Les groupuscules sont très divers : néofascistes du Bastion social ou de Génération identitaire, souvent passés par le GUD, les royalistes de l’Action française ou les cathos traditionalistes de Civitas… « C’est un microcosme, beaucoup sont issus de la bourgeoisie des monts du Lyonnais, ils ont beaucoup d’argent », détaille Marion Athiel. « Le Bastion social est parti d’ici, il y a Benedetti (Yvan Benedetti, président du mouvement néopétainiste l’Œuvre française – NDLR), Alexandre Gabriac avec Civitas, l’Alliance française, GI, Audace, Lyon pop… » Une liste loin d’être exhaustive. Un personnage central est Damien Rieu, un des fondateurs de Génération identitaire, figure de la fachosphère et assistant parlementaire de l’eurodéputé RN Philippe Olivier. Récemment, un nouveau groupe a été créé : « C’est un collectif de filles qui s’appelle Nemesis.
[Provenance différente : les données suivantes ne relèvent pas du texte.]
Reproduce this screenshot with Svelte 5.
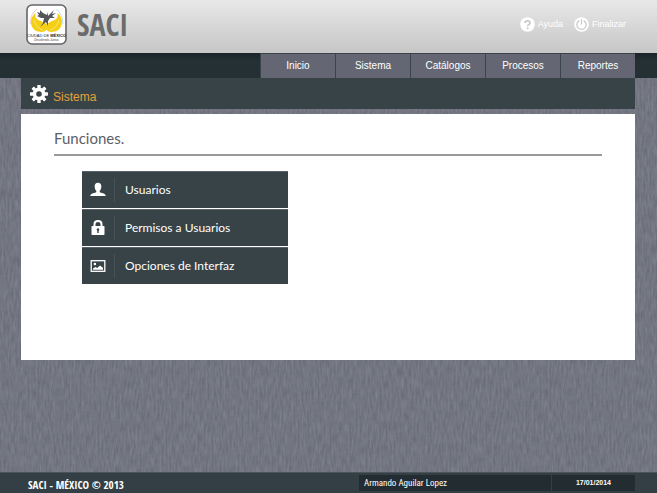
<script>
  const sections = ['Inicio', 'Sistema', 'Catálogos', 'Procesos', 'Reportes'];
  const options = [
    { icon: 'user', label: 'Usuarios' },
    { icon: 'lock', label: 'Permisos a Usuarios' },
    { icon: 'image', label: 'Opciones de Interfaz' }
  ];
  const teeth = [0, 45, 90, 135, 180, 225, 270, 315];
</script>

<div class="page">
  <svg class="linen" aria-hidden="true">
    <filter id="warp" x="0" y="0" width="100%" height="100%">
      <feTurbulence type="fractalNoise" baseFrequency="0.5 0.09" numOctaves="2" seed="4" />
      <feColorMatrix values="0 0 0 0 0.75  0 0 0 0 0.75  0 0 0 0 0.8  0.3 0 0 0 -0.08" />
    </filter>
    <filter id="weft" x="0" y="0" width="100%" height="100%">
      <feTurbulence type="fractalNoise" baseFrequency="0.09 0.5" numOctaves="2" seed="9" />
      <feColorMatrix values="0 0 0 0 0.2  0 0 0 0 0.22  0 0 0 0 0.28  0.5 0 0 0 -0.18" />
    </filter>
    <rect width="100%" height="100%" filter="url(#warp)" />
    <rect width="100%" height="100%" filter="url(#weft)" />
  </svg>

  <header>
    <div class="brand">
      <svg class="crest" viewBox="0 0 41 41" role="img" aria-label="Ciudad de México, Decidiendo Juntos">
        <rect x="1" y="1" width="39" height="39" rx="5" fill="#fff" stroke="#65666b" stroke-width="1.6" />
        <path d="M4 20Q4 10 11 5" fill="none" stroke="#f4b9bd" stroke-width=".8" />
        <path d="M30 5Q37 10 37 20" fill="none" stroke="#a9d9ee" stroke-width=".8" />
        <path d="M10 9C3 13 3 25 12 27.500C16 28.500 19 28 20.500 25.500C22 28 25 28.500 29 27.500C38 25 38 13 31 9C33 13 30 16 26 17L20.500 20L15 17C11 16 8 13 10 9Z" fill="#f5cf16" />
        <path d="M8 16Q10 24 17 26M33 16Q31 24 24 26" fill="none" stroke="#fff1a0" stroke-width=".6" />
        <path d="M21 11L17 9L14 6L14 9L11 8L13 11L11 12L15 14L18 14L17 19L14 23L20 18L22 22L22 17L24 14L29 14L26 12L30 9L26 10L28 6L24 10L22 12L22 8Z" fill="#55565a" />
        <text x="20.5" y="33" text-anchor="middle" class="crest-name">CIUDAD DE <tspan font-weight="700">MÉXICO</tspan></text>
        <text x="20.5" y="37" text-anchor="middle" class="crest-motto">Decidiendo Juntos</text>
      </svg>
      <span class="name">SACI</span>
    </div>
    <div class="tools">
      <a href="#ayuda">
        <svg viewBox="0 0 15 15" aria-hidden="true">
          <circle cx="7.5" cy="7.5" r="7.3" fill="#fff" />
          <path d="M5 6Q5 3.8 7.5 3.8Q10 3.8 10 5.9Q10 7.1 8.5 7.7Q7.6 8.1 7.6 9.2" fill="none" stroke="#c9c9c9" stroke-width="1.7" />
          <circle cx="7.6" cy="11.3" r="1" fill="#c9c9c9" />
        </svg>Ayuda</a>
      <a href="#finalizar">
        <svg viewBox="0 0 15 15" aria-hidden="true">
          <circle cx="7.5" cy="7.5" r="7.3" fill="#fff" />
          <path d="M5.3 3.6A4.7 4.7 0 1 0 9.7 3.6M7.5 2.2V7.6" fill="none" stroke="#c9c9c9" stroke-width="1.2" />
        </svg>Finalizar</a>
    </div>
  </header>

  <nav>
    {#each sections as section}
      <a href={'#' + section}>{section}</a>
    {/each}
  </nav>

  <main>
    <div class="title">
      <svg viewBox="0 0 18 18" aria-hidden="true">
        {#each teeth as angle}
          <rect x="7.3" y="0" width="3.4" height="4.5" rx=".6" fill="#fff" transform={`rotate(${angle} 9 9)`} />
        {/each}
        <circle cx="9" cy="9" r="4.6" fill="none" stroke="#fff" stroke-width="3.6" />
      </svg>
      <h1>Sistema</h1>
    </div>
    <section>
      <h2>Funciones.</h2>
      <ul>
        {#each options as option}
          <li>
            <button type="button">
              <span class="icon">
                <svg viewBox="0 0 16 16" aria-hidden="true">
                  {#if option.icon === 'user'}
                    <path d="M8 .8C10.500 .8 11.600 2.600 11.300 5C11.100 7 10.500 8.100 9.700 8.800V10C10.700 11.200 15.700 11 15.700 14H.3C.3 11 5.300 11.200 6.300 10V8.800C5.500 8.100 4.900 7 4.700 5C4.400 2.600 5.500 .8 8 .8Z" fill="#fff" />
                  {:else if option.icon === 'lock'}
                    <path d="M4.5 7V4.2Q4.500 1 8 1Q11.500 1 11.500 4.200V7" fill="none" stroke="#fff" stroke-width="2" />
                    <rect x="1.5" y="6" width="13" height="9" rx=".8" fill="#fff" />
                    <path d="M8 8.3A1.3 1.3 0 0 1 8.7 10.7V13H7.3V10.7A1.3 1.3 0 0 1 8 8.3Z" fill="#384347" />
                  {:else}
                    <rect x="1.2" y="2.7" width="13.6" height="10.6" fill="none" stroke="#fff" stroke-width="1.3" />
                    <circle cx="4.9" cy="6" r="1.3" fill="#fff" />
                    <path d="M3 11.7V10.5L5.5 9L7.2 10L10 7.5L13 9.7V11.7Z" fill="#fff" />
                  {/if}
                </svg>
              </span>
              <span class="label">{option.label}</span>
            </button>
          </li>
        {/each}
      </ul>
    </section>
  </main>

  <footer>
    <span class="copy">SACI - MÉXICO © 2013</span>
    <span class="who">Armando Aguilar Lopez</span>
    <time datetime="2014-01-17">17/01/2014</time>
  </footer>
</div>

<style>
  :global(body) { margin: 0; }
  .page {
    position: relative;
    isolation: isolate;
    display: flex;
    flex-direction: column;
    min-height: 100vh;
    background: #6a6d78;
    font-family: "Liberation Sans", Arial, sans-serif;
    color: #fff;
  }
  .linen { position: absolute; inset: 0; z-index: -1; width: 100%; height: 100%; }
  a { color: inherit; text-decoration: none; }
  header {
    display: flex;
    justify-content: space-between;
    box-sizing: border-box;
    height: 53px;
    padding: 4px 31px 0 26px;
    background: linear-gradient(#e8e8e8, #c6c6c6);
  }
  .brand { display: flex; gap: 10px; }
  .crest { width: 41px; height: 41px; }
  .crest-name { font-size: 4px; fill: #222; }
  .crest-motto { font-size: 3px; font-style: italic; fill: #444; }
  .name {
    font: 700 30px/42px "Open Sans Condensed", "Liberation Sans Narrow", sans-serif;
    color: #6b6b6b;
  }
  .tools { display: flex; gap: 11px; height: 40px; align-items: center; font-size: 9px; }
  .tools a { display: flex; align-items: center; gap: 3px; }
  .tools svg { width: 15px; height: 15px; }
  nav {
    display: flex;
    justify-content: flex-end;
    height: 25px;
    padding-right: 22px;
    background: linear-gradient(#1b2529, #243034 8px);
  }
  nav a {
    box-sizing: border-box;
    width: 75px;
    border: solid #3a4449;
    border-width: 1px 0 0 1px;
    background: #646773;
    font-size: 10px;
    line-height: 24px;
    text-align: center;
  }
  main { flex: 1; margin: 0 22px 24px 21px; }
  .title {
    display: flex;
    align-items: center;
    gap: 5px;
    height: 31px;
    padding-left: 9px;
    background: #384347;
  }
  .title svg { width: 18px; height: 18px; }
  h1 { margin: 6px 0 0; font-size: 12px; font-weight: 400; line-height: 16px; color: #e4a13c; }
  section { box-sizing: border-box; min-height: 246px; margin-top: 5px; padding: 12px 33px; background: #fff; }
  h2 {
    margin: 0;
    padding-bottom: 3px;
    border-bottom: 2px solid #999a99;
    font: 400 15px/25px Lato, "Open Sans", sans-serif;
    color: #5c6069;
  }
  ul { display: flex; flex-direction: column; gap: 1px; width: 206px; margin: 15px 0 0 28px; padding: 0; list-style: none; }
  button {
    display: flex;
    align-items: center;
    width: 100%;
    height: 37px;
    padding: 0;
    border: 0;
    border-top: 1px solid #59636a;
    background: #384347;
    color: #fff;
    font: 400 12px/18px Lato, "Open Sans", sans-serif;
  }
  .icon { display: flex; align-items: center; justify-content: center; width: 32px; height: 24px; border-right: 1px solid #465257; }
  .icon svg { width: 16px; height: 16px; }
  .label { padding-left: 10px; }
  footer {
    display: flex;
    box-sizing: border-box;
    height: 21px;
    padding: 2px 22px 2px 28px;
    border-top: 1px solid #4b545b;
    background: #343f45;
    line-height: 16px;
  }
  .copy { flex: 1; font: 700 11px/19px "Open Sans Condensed", "Liberation Sans Narrow", sans-serif; }
  .who { box-sizing: border-box; width: 192px; padding-left: 5px; background: #232d31; font: 400 9px/16px "Roboto Condensed", "Open Sans Condensed", sans-serif; }
  time { width: 83px; margin-left: 1px; background: #232d31; font-size: 7px; font-weight: 700; text-align: center; }
</style>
Elles se revendiquent comme féministes. Ça, c’est nouveau et inquiétant », témoigne Marion Athiel. Une nébuleuse qui préoccupe au-delà des simples cercles militants : en 2019, les députés insoumis avaient obtenu la création d’une commission d’enquête parlementaire sur les groupuscules d’extrême droite. Le rapport est sans appel : Lyon y est décrit comme le « berceau » des groupes de « l’ultradroite française », et estime le nombre de ces militants à « environ 400 personnes ».
Récemment, le Collectif de vigilance et de lutte contre l’extrême droite a changé de dénomination pour s’appeler « collectif pour la fermeture des locaux fascistes ». Car c’est bien l’objectif des militants, qui attendent une réponse réelle de la part de l’État – la préfecture, donc, qui ne s’est jamais exprimée sur le sujet –, mais également de la mairie. Pour tous les militants qui se battent contre l’extrême droite, le laisser-faire des autorités est en cause. « Pendant des années, la municipalité ne s’est pas positionnée, déplore Marion Athiel. Elle renvoyait dos à dos “les extrêmes”, pendant l’ère Collomb, mais avant aussi. » Avec la nouvelle équipe municipale, cela pourrait changer : la maire du 1er arrondissement, l’insoumise Nathalie Perrin-Gilbert, est venue lors du rassemblement contre l’extrême droite, le 20 décembre. Et, selon Julien, le collectif a été reçu par un adjoint à la mairie lyonnaise. Peut-être le début d’une réelle prise en compte par les autorités. Mais, même avec la meilleure volonté du monde, c’est à l’État de prendre ses responsabilités. Car, à Lyon, l’extrême droite est une gangrène.
De Lyon-III à l’Issep, l’école des identitaires
Quand on interroge les Lyonnais sur le début de l’implantation moderne de l’extrême droite, un nom revient rapidement : Bruno Gollnisch. Dans les années 1980, ce dirigeant historique du FN est arrivé à la faculté de Lyon-III en temps qu’enseignant en langue et civilisation japonaises. « Depuis ce temps, Lyon-III est le point d’ancrage, beaucoup de fachos s’y inscrivaient », se souvient Aline Guitard, secrétaire départementale du PCF, qui a elle aussi fréquenté cette université : « C’était pas facile de militer à gauche… le président de l’université les soutenait… » Presque quarante ans plus tard, Marion Maréchal a choisi Lyon pour implanter son école, l’Issep, ouverte en 2018. Avec le même objectif : faire de la ville le laboratoire intellectuel, former des cadres, et donner « une image “plus propres sur eux” » des identitaires, analyse Marion Athiel, militante associative contre l’extrême droite.